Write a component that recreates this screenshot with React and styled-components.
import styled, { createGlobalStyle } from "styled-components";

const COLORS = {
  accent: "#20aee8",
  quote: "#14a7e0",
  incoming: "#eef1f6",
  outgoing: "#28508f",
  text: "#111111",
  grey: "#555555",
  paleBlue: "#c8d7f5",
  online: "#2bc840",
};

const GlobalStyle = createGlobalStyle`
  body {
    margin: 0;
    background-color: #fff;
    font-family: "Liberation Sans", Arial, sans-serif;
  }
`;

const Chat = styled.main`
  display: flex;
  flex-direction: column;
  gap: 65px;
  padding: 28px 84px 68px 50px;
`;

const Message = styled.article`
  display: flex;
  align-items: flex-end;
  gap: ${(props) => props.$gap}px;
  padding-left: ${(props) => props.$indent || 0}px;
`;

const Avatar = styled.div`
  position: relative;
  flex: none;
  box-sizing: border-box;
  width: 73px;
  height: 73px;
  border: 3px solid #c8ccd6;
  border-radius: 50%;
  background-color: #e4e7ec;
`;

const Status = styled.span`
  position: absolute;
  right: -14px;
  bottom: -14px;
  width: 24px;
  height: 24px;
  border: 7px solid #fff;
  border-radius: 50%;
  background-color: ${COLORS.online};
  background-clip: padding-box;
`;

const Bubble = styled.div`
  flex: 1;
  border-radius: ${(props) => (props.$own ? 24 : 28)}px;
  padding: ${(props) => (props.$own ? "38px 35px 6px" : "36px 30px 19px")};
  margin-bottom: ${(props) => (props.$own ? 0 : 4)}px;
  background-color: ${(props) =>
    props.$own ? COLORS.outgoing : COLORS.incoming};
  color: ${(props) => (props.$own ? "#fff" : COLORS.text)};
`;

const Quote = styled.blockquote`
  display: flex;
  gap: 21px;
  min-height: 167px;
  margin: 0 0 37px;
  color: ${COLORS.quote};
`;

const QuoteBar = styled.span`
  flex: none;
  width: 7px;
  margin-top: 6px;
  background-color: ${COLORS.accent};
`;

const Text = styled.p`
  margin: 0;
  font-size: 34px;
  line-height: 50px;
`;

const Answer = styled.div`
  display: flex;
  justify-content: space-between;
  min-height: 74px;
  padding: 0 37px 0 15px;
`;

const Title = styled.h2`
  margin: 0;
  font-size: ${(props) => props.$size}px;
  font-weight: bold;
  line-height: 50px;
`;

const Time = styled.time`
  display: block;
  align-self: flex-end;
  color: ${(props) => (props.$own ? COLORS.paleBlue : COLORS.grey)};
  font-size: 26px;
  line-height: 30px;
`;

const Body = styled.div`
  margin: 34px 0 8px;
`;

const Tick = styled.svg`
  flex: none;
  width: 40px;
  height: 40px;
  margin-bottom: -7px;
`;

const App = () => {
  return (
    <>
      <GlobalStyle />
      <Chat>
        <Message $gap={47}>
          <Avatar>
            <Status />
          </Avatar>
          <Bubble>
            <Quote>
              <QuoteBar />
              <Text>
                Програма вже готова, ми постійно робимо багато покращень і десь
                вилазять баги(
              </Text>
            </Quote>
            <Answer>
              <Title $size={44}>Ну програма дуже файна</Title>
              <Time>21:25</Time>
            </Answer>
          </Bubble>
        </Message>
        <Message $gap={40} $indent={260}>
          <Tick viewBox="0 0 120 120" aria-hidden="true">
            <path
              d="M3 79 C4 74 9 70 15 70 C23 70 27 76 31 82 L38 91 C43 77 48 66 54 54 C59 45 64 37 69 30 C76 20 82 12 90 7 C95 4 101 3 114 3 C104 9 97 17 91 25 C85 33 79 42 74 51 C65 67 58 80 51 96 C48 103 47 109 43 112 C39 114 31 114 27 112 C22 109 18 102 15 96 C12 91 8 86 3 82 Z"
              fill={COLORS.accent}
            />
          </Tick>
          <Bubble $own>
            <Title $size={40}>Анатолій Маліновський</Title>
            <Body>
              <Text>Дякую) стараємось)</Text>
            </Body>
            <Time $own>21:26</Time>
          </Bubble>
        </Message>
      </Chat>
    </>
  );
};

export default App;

****

Print all of the data exactly as it was given.

◆ **Exercise result**
Write a component that recreates this screenshot with React and styled-components.
import styled, { createGlobalStyle } from "styled-components";

const COLORS = {
  accent: "#20aee8",
  quote: "#14a7e0",
  incoming: "#eef1f6",
  outgoing: "#28508f",
  text: "#111111",
  grey: "#555555",
  paleBlue: "#c8d7f5",
  online: "#2bc840",
};

const GlobalStyle = createGlobalStyle`
  body {
    margin: 0;
    background-color: #fff;
    font-family: "Liberation Sans", Arial, sans-serif;
  }
`;

const Chat = styled.main`
  display: flex;
  flex-direction: column;
  gap: 65px;
  padding: 28px 84px 68px 50px;
`;

const Message = styled.article`
  display: flex;
  align-items: flex-end;
  gap: ${(props) => props.$gap}px;
  padding-left: ${(props) => props.$indent || 0}px;
`;

const Avatar = styled.div`
  position: relative;
  flex: none;
  box-sizing: border-box;
  width: 73px;
  height: 73px;
  border: 3px solid #c8ccd6;
  border-radius: 50%;
  background-color: #e4e7ec;
`;

const Status = styled.span`
  position: absolute;
  right: -14px;
  bottom: -14px;
  width: 24px;
  height: 24px;
  border: 7px solid #fff;
  border-radius: 50%;
  background-color: ${COLORS.online};
  background-clip: padding-box;
`;

const Bubble = styled.div`
  flex: 1;
  border-radius: ${(props) => (props.$own ? 24 : 28)}px;
  padding: ${(props) => (props.$own ? "38px 35px 6px" : "36px 30px 19px")};
  margin-bottom: ${(props) => (props.$own ? 0 : 4)}px;
  background-color: ${(props) =>
    props.$own ? COLORS.outgoing : COLORS.incoming};
  color: ${(props) => (props.$own ? "#fff" : COLORS.text)};
`;

const Quote = styled.blockquote`
  display: flex;
  gap: 21px;
  min-height: 167px;
  margin: 0 0 37px;
  color: ${COLORS.quote};
`;

const QuoteBar = styled.span`
  flex: none;
  width: 7px;
  margin-top: 6px;
  background-color: ${COLORS.accent};
`;

const Text = styled.p`
  margin: 0;
  font-size: 34px;
  line-height: 50px;
`;

const Answer = styled.div`
  display: flex;
  justify-content: space-between;
  min-height: 74px;
  padding: 0 37px 0 15px;
`;

const Title = styled.h2`
  margin: 0;
  font-size: ${(props) => props.$size}px;
  font-weight: bold;
  line-height: 50px;
`;

const Time = styled.time`
  display: block;
  align-self: flex-end;
  color: ${(props) => (props.$own ? COLORS.paleBlue : COLORS.grey)};
  font-size: 26px;
  line-height: 30px;
`;

const Body = styled.div`
  margin: 34px 0 8px;
`;

const Tick = styled.svg`
  flex: none;
  width: 40px;
  height: 40px;
  margin-bottom: -7px;
`;

const App = () => {
  return (
    <>
      <GlobalStyle />
      <Chat>
        <Message $gap={47}>
          <Avatar>
            <Status />
          </Avatar>
          <Bubble>
            <Quote>
              <QuoteBar />
              <Text>
                Програма вже готова, ми постійно робимо багато покращень і десь
                вилазять баги(
              </Text>
            </Quote>
            <Answer>
              <Title $size={44}>Ну програма дуже файна</Title>
              <Time>21:25</Time>
            </Answer>
          </Bubble>
        </Message>
        <Message $gap={40} $indent={260}>
          <Tick viewBox="0 0 120 120" aria-hidden="true">
            <path
              d="M3 79 C4 74 9 70 15 70 C23 70 27 76 31 82 L38 91 C43 77 48 66 54 54 C59 45 64 37 69 30 C76 20 82 12 90 7 C95 4 101 3 114 3 C104 9 97 17 91 25 C85 33 79 42 74 51 C65 67 58 80 51 96 C48 103 47 109 43 112 C39 114 31 114 27 112 C22 109 18 102 15 96 C12 91 8 86 3 82 Z"
              fill={COLORS.accent}
            />
          </Tick>
          <Bubble $own>
            <Title $size={40}>Анатолій Маліновський</Title>
            <Body>
              <Text>Дякую) стараємось)</Text>
            </Body>
            <Time $own>21:26</Time>
          </Bubble>
        </Message>
      </Chat>
    </>
  );
};

export default App;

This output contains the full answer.